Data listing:
::::::::

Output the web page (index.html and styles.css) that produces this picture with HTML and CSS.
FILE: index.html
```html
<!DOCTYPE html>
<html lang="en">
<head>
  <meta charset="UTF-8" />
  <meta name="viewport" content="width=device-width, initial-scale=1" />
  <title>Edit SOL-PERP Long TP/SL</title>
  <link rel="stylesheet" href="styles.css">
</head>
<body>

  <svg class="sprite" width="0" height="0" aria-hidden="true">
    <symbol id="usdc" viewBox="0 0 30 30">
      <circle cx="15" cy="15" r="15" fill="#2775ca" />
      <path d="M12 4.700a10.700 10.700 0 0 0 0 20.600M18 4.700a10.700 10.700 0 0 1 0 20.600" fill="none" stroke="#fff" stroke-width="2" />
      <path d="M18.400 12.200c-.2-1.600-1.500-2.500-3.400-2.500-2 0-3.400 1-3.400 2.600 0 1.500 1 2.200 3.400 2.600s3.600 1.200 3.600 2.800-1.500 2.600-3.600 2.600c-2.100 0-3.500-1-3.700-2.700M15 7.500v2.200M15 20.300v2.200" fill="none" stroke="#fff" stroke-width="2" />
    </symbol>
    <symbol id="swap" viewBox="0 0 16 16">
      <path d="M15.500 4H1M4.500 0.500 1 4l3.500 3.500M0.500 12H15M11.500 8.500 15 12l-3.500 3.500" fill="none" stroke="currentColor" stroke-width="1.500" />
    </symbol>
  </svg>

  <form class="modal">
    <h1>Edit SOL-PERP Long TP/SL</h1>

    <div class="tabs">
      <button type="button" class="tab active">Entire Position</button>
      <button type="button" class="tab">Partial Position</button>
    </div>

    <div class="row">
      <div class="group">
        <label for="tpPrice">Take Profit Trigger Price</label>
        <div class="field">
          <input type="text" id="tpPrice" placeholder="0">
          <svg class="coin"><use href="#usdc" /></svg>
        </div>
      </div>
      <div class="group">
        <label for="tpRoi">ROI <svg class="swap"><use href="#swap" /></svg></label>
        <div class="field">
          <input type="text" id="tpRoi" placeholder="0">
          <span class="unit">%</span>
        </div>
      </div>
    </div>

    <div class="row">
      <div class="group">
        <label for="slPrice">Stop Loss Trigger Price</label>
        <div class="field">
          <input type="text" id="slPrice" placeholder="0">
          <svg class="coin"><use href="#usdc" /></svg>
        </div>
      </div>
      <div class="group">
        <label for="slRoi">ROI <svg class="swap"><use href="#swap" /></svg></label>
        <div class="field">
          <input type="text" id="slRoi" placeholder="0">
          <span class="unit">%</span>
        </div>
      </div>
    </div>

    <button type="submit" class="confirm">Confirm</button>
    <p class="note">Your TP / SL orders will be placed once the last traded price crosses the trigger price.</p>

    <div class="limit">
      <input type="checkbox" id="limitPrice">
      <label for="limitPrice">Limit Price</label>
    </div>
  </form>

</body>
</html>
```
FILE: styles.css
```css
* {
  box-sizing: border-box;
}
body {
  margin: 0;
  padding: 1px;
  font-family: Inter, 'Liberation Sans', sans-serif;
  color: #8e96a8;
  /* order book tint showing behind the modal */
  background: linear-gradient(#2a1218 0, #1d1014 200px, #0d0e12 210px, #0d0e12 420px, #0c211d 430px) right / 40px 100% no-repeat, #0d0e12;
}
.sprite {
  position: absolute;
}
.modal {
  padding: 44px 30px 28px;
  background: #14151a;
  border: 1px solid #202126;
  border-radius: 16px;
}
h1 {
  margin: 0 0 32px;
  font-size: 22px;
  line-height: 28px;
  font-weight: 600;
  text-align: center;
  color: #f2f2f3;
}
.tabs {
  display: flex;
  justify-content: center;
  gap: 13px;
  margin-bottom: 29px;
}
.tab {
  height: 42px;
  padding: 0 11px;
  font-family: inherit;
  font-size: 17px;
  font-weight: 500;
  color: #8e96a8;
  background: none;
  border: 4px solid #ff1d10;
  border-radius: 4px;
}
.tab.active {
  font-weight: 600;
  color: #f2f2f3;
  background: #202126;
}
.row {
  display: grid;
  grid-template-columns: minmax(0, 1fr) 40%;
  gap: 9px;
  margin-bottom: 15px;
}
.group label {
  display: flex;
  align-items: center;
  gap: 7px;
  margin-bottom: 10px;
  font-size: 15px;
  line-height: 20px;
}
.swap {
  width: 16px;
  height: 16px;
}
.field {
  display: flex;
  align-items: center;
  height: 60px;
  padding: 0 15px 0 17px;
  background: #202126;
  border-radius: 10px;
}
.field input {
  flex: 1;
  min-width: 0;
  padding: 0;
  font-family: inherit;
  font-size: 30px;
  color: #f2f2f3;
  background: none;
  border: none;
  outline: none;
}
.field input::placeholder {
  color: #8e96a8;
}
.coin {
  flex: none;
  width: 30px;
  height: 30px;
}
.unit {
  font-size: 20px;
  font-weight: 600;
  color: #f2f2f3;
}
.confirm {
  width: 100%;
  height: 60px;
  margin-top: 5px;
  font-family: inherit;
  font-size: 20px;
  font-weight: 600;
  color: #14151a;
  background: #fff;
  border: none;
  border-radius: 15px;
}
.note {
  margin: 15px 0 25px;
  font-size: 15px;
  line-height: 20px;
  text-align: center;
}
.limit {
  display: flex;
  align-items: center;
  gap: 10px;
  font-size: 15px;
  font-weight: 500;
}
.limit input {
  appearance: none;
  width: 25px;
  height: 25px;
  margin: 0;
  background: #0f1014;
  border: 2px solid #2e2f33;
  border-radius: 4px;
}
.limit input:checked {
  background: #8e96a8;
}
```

::::::::

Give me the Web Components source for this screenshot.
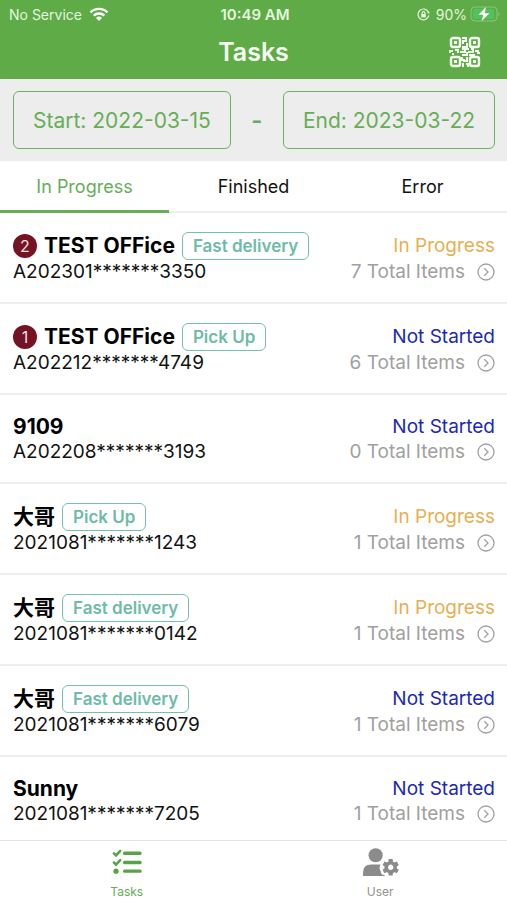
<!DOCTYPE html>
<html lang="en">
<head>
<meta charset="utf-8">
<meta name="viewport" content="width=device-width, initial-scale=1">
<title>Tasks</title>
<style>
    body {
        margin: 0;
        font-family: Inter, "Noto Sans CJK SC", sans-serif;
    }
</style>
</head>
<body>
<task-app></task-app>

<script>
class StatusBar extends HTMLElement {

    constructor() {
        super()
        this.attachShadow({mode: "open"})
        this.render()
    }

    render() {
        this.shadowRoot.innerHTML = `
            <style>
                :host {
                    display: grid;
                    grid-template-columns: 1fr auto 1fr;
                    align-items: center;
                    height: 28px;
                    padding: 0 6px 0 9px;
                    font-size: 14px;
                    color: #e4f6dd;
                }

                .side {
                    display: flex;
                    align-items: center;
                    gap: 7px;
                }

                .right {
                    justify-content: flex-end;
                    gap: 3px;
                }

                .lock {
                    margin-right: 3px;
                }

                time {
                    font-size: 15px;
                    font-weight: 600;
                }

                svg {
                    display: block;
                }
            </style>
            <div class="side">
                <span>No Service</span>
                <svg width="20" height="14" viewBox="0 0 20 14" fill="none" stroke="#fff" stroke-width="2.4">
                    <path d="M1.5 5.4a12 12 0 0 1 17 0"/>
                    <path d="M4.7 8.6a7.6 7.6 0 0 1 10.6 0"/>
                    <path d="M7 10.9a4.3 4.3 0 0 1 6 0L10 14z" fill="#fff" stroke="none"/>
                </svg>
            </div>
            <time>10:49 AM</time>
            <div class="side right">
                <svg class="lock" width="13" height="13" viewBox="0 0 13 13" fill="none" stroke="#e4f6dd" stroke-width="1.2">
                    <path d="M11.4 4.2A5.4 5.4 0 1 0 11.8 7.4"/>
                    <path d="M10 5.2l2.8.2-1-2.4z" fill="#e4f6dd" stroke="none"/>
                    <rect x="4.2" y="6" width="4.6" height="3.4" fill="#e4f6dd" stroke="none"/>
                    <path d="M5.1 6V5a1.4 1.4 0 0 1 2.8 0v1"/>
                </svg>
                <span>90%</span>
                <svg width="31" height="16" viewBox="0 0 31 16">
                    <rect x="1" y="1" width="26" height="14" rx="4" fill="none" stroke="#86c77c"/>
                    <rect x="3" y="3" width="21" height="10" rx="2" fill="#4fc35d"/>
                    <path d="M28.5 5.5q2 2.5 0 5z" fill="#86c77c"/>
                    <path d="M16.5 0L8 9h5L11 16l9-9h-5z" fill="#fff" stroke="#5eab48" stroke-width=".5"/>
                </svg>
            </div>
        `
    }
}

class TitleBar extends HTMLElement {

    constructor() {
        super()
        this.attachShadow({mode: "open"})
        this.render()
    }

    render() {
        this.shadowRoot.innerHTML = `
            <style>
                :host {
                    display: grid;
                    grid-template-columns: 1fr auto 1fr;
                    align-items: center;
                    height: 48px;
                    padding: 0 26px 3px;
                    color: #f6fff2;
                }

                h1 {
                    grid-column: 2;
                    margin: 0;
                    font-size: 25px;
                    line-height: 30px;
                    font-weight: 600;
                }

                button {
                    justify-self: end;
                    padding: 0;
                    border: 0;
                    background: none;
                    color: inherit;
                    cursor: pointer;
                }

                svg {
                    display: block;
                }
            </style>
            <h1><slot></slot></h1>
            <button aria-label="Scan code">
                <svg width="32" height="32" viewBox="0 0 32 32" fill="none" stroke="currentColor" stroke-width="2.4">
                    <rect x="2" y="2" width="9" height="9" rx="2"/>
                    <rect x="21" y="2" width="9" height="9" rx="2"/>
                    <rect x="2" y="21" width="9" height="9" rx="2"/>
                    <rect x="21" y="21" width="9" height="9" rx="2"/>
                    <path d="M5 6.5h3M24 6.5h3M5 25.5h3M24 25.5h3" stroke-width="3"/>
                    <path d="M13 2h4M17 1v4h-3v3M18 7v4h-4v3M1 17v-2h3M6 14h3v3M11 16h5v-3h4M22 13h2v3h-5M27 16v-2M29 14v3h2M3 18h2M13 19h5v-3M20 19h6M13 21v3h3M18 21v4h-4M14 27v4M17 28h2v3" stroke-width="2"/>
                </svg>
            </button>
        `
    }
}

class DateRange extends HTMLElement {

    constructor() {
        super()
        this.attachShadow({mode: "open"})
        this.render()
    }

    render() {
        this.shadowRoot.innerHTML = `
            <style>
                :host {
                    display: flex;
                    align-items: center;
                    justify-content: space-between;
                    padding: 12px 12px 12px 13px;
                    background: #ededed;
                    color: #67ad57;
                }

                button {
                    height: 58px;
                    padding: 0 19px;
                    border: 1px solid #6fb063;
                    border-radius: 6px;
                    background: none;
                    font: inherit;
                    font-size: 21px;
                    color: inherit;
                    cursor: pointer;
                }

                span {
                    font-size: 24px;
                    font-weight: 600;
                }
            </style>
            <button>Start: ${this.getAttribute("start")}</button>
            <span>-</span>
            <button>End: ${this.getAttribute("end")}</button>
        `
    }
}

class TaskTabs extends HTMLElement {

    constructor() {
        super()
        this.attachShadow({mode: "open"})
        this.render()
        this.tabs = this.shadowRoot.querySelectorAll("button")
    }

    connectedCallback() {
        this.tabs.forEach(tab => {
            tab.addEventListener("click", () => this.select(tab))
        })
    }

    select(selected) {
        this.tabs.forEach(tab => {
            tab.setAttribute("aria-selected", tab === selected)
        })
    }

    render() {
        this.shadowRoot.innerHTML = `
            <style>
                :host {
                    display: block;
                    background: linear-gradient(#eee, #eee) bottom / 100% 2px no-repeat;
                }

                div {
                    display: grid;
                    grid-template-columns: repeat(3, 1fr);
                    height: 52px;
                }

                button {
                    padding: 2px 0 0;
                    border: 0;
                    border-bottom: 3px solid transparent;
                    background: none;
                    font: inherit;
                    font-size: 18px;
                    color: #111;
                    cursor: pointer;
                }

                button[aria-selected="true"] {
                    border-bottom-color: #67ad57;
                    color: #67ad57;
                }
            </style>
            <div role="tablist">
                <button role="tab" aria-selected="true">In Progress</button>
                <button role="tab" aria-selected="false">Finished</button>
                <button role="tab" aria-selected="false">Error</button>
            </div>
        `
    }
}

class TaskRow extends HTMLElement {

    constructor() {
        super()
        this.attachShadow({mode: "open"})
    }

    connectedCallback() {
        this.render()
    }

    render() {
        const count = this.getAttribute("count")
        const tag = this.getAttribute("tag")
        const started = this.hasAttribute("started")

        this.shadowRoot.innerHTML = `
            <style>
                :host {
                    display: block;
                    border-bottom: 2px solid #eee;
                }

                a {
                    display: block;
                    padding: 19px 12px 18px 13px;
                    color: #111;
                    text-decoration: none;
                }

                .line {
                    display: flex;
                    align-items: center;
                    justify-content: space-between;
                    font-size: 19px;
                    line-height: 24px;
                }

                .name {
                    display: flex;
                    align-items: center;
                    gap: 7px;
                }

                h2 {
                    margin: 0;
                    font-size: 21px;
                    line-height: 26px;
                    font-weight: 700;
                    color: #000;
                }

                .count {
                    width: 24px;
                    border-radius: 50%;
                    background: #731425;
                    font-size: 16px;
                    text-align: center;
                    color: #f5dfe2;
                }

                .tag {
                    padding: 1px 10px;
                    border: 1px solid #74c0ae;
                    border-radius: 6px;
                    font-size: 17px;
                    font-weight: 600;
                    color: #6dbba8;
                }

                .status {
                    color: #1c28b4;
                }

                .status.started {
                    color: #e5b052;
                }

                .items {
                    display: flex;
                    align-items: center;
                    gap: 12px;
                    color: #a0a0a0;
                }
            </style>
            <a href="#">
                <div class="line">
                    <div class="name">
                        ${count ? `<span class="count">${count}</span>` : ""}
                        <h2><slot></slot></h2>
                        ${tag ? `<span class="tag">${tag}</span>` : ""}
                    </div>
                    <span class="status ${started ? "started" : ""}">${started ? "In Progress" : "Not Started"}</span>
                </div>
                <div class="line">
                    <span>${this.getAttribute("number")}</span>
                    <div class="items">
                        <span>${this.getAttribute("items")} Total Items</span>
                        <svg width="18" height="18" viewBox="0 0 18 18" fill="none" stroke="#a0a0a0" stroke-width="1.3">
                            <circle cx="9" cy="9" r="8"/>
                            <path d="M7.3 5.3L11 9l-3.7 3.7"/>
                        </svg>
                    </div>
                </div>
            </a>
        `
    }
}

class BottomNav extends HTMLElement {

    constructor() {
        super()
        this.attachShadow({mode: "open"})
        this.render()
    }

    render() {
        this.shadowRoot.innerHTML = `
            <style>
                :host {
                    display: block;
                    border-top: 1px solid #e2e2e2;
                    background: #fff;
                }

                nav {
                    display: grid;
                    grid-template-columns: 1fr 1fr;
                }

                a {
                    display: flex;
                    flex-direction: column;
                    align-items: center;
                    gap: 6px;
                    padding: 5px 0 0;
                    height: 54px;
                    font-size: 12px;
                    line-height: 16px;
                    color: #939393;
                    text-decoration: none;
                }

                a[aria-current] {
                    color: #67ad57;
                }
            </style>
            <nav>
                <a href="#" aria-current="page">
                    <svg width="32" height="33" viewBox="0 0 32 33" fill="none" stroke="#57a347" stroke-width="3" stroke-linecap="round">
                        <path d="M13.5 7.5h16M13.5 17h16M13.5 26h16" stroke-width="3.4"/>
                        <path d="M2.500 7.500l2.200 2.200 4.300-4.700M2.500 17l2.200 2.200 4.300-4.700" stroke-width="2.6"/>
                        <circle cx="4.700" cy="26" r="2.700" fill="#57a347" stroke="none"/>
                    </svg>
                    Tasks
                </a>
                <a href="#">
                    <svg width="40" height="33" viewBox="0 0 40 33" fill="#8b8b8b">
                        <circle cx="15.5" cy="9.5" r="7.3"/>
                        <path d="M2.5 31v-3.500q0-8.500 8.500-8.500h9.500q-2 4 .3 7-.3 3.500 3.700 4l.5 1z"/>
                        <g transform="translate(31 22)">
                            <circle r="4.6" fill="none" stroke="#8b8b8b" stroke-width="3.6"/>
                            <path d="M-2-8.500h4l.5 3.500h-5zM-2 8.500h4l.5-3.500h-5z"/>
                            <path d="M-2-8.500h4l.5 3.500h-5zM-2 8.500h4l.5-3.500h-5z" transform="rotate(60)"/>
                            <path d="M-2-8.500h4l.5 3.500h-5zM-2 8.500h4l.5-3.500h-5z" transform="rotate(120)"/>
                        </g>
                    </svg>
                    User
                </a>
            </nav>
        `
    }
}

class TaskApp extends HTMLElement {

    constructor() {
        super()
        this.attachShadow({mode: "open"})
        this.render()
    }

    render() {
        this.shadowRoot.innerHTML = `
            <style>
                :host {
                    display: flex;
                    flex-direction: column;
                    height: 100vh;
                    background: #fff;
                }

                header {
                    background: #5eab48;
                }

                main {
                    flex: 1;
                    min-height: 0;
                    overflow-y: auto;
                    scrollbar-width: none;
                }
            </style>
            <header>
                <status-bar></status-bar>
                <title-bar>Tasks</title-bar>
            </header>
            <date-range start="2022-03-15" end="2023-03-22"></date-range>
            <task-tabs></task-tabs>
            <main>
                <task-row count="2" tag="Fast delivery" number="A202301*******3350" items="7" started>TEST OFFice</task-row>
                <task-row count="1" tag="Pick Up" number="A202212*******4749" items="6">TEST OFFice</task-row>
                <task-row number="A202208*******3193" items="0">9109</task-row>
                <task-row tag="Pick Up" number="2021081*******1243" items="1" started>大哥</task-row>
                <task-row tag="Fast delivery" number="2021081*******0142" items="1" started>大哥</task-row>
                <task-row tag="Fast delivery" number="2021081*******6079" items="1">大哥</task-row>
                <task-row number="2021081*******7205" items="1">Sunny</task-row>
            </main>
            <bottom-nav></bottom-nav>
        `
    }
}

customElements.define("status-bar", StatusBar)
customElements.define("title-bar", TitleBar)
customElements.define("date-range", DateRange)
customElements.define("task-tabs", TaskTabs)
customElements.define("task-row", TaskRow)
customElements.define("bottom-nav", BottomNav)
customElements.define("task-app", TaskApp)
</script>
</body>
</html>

::::::::

- _WHAT IS BEING ASKED_: Collect from the data above every line that includes "page".

- _RESULT OF THIS TASK_:
Output the web page (index.html and styles.css) that produces this picture with HTML and CSS.
                <a href="#" aria-current="page">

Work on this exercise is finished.